Would you write out the listing verbatim and skip every picture in it?

Data extract:
— start —

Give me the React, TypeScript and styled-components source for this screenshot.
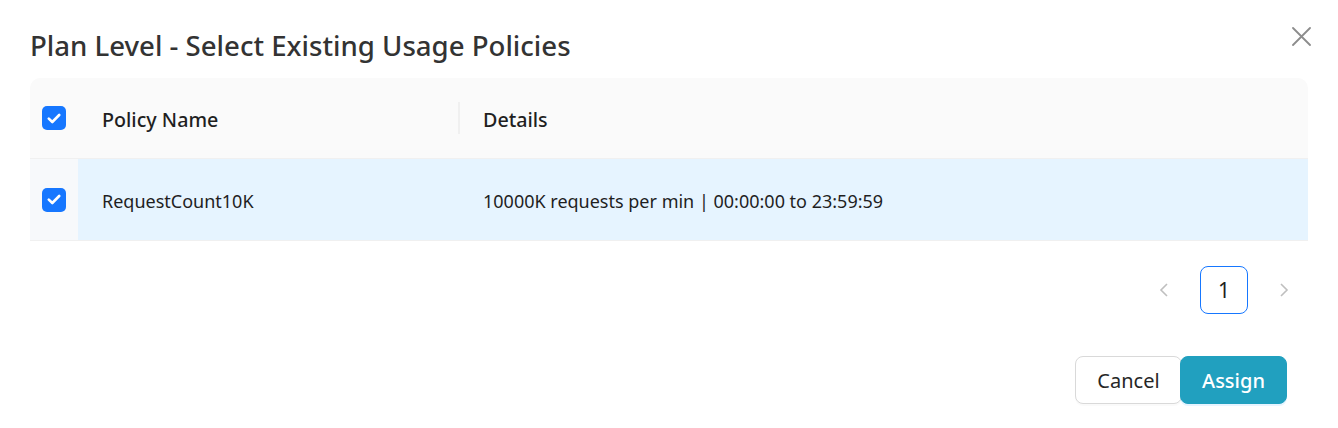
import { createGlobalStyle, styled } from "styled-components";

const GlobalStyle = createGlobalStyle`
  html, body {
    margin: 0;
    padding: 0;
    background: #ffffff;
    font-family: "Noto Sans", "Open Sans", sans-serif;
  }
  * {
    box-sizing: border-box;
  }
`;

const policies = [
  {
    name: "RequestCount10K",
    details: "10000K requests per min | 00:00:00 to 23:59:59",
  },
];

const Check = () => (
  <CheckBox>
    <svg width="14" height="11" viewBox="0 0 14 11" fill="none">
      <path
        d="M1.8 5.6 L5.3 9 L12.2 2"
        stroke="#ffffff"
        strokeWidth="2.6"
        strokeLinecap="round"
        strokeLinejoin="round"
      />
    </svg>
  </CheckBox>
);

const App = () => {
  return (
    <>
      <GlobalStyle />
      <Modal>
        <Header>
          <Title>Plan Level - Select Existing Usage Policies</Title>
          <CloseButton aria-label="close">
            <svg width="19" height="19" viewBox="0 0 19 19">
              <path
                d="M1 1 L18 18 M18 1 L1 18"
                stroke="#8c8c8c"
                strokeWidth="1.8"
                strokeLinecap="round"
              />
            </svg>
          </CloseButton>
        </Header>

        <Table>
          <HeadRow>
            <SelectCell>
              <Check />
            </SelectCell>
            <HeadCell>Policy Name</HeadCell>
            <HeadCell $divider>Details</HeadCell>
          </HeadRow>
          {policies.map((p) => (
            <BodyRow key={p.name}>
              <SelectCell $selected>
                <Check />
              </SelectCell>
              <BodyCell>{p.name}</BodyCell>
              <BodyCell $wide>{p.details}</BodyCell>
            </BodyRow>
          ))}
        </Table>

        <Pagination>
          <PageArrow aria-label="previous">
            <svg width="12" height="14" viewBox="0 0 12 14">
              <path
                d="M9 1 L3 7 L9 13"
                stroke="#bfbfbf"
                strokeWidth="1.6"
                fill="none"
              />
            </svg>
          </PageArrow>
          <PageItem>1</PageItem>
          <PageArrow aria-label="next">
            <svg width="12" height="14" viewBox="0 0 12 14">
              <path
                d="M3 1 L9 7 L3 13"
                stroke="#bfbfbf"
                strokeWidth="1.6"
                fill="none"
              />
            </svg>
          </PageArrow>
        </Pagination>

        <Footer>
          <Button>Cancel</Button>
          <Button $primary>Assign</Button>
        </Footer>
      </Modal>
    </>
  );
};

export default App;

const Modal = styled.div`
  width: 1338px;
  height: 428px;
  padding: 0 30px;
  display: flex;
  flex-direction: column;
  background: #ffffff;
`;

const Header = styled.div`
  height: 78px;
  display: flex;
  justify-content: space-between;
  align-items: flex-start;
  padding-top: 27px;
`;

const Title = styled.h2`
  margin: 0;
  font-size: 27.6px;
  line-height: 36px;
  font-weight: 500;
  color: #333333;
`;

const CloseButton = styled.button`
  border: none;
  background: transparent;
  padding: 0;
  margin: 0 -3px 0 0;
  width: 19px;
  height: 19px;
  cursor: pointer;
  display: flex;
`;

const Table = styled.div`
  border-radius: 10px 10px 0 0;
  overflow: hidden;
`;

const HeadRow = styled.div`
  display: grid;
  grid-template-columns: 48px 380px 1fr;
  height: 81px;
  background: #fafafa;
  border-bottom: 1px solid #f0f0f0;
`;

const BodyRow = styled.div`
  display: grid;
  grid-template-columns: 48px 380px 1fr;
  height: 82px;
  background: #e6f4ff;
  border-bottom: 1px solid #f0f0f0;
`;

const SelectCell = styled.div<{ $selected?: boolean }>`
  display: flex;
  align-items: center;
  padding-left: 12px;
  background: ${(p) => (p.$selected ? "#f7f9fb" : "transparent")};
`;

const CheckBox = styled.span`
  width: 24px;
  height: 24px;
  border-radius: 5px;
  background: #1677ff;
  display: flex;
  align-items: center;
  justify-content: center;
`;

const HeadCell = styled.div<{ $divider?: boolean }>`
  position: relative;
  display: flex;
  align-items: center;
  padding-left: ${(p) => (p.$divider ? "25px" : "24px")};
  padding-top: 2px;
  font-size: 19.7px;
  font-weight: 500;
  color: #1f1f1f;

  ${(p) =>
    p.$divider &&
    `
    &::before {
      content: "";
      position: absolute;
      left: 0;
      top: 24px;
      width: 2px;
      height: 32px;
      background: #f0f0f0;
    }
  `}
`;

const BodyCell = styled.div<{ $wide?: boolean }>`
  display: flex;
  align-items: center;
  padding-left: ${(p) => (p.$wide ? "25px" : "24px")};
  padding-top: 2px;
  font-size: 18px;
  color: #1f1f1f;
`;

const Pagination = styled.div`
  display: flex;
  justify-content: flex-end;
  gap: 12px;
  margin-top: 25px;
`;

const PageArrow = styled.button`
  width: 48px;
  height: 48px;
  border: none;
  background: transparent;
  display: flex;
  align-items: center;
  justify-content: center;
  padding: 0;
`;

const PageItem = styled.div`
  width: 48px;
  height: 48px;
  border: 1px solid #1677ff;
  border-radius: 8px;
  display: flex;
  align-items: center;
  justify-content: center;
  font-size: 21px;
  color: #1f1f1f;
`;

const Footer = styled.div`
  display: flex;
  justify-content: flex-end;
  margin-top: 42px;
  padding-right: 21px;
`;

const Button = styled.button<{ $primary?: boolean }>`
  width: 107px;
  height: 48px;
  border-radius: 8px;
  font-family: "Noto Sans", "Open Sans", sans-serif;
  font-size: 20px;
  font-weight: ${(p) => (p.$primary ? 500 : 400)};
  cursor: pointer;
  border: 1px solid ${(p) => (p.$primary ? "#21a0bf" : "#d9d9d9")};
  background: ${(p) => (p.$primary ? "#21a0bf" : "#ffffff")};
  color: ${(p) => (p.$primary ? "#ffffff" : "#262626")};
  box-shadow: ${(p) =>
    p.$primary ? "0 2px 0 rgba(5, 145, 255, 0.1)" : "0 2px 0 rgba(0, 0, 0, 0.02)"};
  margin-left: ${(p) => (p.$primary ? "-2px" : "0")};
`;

— end —

The response:
Give me the React, TypeScript and styled-components source for this screenshot.
import { createGlobalStyle, styled } from "styled-components";

const GlobalStyle = createGlobalStyle`
  html, body {
    margin: 0;
    padding: 0;
    background: #ffffff;
    font-family: "Noto Sans", "Open Sans", sans-serif;
  }
  * {
    box-sizing: border-box;
  }
`;

const policies = [
  {
    name: "RequestCount10K",
    details: "10000K requests per min | 00:00:00 to 23:59:59",
  },
];

const Check = () => (
  <CheckBox>
    <svg width="14" height="11" viewBox="0 0 14 11" fill="none">
      <path
        d="M1.8 5.6 L5.3 9 L12.2 2"
        stroke="#ffffff"
        strokeWidth="2.6"
        strokeLinecap="round"
        strokeLinejoin="round"
      />
    </svg>
  </CheckBox>
);

const App = () => {
  return (
    <>
      <GlobalStyle />
      <Modal>
        <Header>
          <Title>Plan Level - Select Existing Usage Policies</Title>
          <CloseButton aria-label="close">
            <svg width="19" height="19" viewBox="0 0 19 19">
              <path
                d="M1 1 L18 18 M18 1 L1 18"
                stroke="#8c8c8c"
                strokeWidth="1.8"
                strokeLinecap="round"
              />
            </svg>
          </CloseButton>
        </Header>

        <Table>
          <HeadRow>
            <SelectCell>
              <Check />
            </SelectCell>
            <HeadCell>Policy Name</HeadCell>
            <HeadCell $divider>Details</HeadCell>
          </HeadRow>
          {policies.map((p) => (
            <BodyRow key={p.name}>
              <SelectCell $selected>
                <Check />
              </SelectCell>
              <BodyCell>{p.name}</BodyCell>
              <BodyCell $wide>{p.details}</BodyCell>
            </BodyRow>
          ))}
        </Table>

        <Pagination>
          <PageArrow aria-label="previous">
            <svg width="12" height="14" viewBox="0 0 12 14">
              <path
                d="M9 1 L3 7 L9 13"
                stroke="#bfbfbf"
                strokeWidth="1.6"
                fill="none"
              />
            </svg>
          </PageArrow>
          <PageItem>1</PageItem>
          <PageArrow aria-label="next">
            <svg width="12" height="14" viewBox="0 0 12 14">
              <path
                d="M3 1 L9 7 L3 13"
                stroke="#bfbfbf"
                strokeWidth="1.6"
                fill="none"
              />
            </svg>
          </PageArrow>
        </Pagination>

        <Footer>
          <Button>Cancel</Button>
          <Button $primary>Assign</Button>
        </Footer>
      </Modal>
    </>
  );
};

export default App;

const Modal = styled.div`
  width: 1338px;
  height: 428px;
  padding: 0 30px;
  display: flex;
  flex-direction: column;
  background: #ffffff;
`;

const Header = styled.div`
  height: 78px;
  display: flex;
  justify-content: space-between;
  align-items: flex-start;
  padding-top: 27px;
`;

const Title = styled.h2`
  margin: 0;
  font-size: 27.6px;
  line-height: 36px;
  font-weight: 500;
  color: #333333;
`;

const CloseButton = styled.button`
  border: none;
  background: transparent;
  padding: 0;
  margin: 0 -3px 0 0;
  width: 19px;
  height: 19px;
  cursor: pointer;
  display: flex;
`;

const Table = styled.div`
  border-radius: 10px 10px 0 0;
  overflow: hidden;
`;

const HeadRow = styled.div`
  display: grid;
  grid-template-columns: 48px 380px 1fr;
  height: 81px;
  background: #fafafa;
  border-bottom: 1px solid #f0f0f0;
`;

const BodyRow = styled.div`
  display: grid;
  grid-template-columns: 48px 380px 1fr;
  height: 82px;
  background: #e6f4ff;
  border-bottom: 1px solid #f0f0f0;
`;

const SelectCell = styled.div<{ $selected?: boolean }>`
  display: flex;
  align-items: center;
  padding-left: 12px;
  background: ${(p) => (p.$selected ? "#f7f9fb" : "transparent")};
`;

const CheckBox = styled.span`
  width: 24px;
  height: 24px;
  border-radius: 5px;
  background: #1677ff;
  display: flex;
  align-items: center;
  justify-content: center;
`;

const HeadCell = styled.div<{ $divider?: boolean }>`
  position: relative;
  display: flex;
  align-items: center;
  padding-left: ${(p) => (p.$divider ? "25px" : "24px")};
  padding-top: 2px;
  font-size: 19.7px;
  font-weight: 500;
  color: #1f1f1f;

  ${(p) =>
    p.$divider &&
    `
    &::before {
      content: "";
      position: absolute;
      left: 0;
      top: 24px;
      width: 2px;
      height: 32px;
      background: #f0f0f0;
    }
  `}
`;

const BodyCell = styled.div<{ $wide?: boolean }>`
  display: flex;
  align-items: center;
  padding-left: ${(p) => (p.$wide ? "25px" : "24px")};
  padding-top: 2px;
  font-size: 18px;
  color: #1f1f1f;
`;

const Pagination = styled.div`
  display: flex;
  justify-content: flex-end;
  gap: 12px;
  margin-top: 25px;
`;

const PageArrow = styled.button`
  width: 48px;
  height: 48px;
  border: none;
  background: transparent;
  display: flex;
  align-items: center;
  justify-content: center;
  padding: 0;
`;

const PageItem = styled.div`
  width: 48px;
  height: 48px;
  border: 1px solid #1677ff;
  border-radius: 8px;
  display: flex;
  align-items: center;
  justify-content: center;
  font-size: 21px;
  color: #1f1f1f;
`;

const Footer = styled.div`
  display: flex;
  justify-content: flex-end;
  margin-top: 42px;
  padding-right: 21px;
`;

const Button = styled.button<{ $primary?: boolean }>`
  width: 107px;
  height: 48px;
  border-radius: 8px;
  font-family: "Noto Sans", "Open Sans", sans-serif;
  font-size: 20px;
  font-weight: ${(p) => (p.$primary ? 500 : 400)};
  cursor: pointer;
  border: 1px solid ${(p) => (p.$primary ? "#21a0bf" : "#d9d9d9")};
  background: ${(p) => (p.$primary ? "#21a0bf" : "#ffffff")};
  color: ${(p) => (p.$primary ? "#ffffff" : "#262626")};
  box-shadow: ${(p) =>
    p.$primary ? "0 2px 0 rgba(5, 145, 255, 0.1)" : "0 2px 0 rgba(0, 0, 0, 0.02)"};
  margin-left: ${(p) => (p.$primary ? "-2px" : "0")};
`;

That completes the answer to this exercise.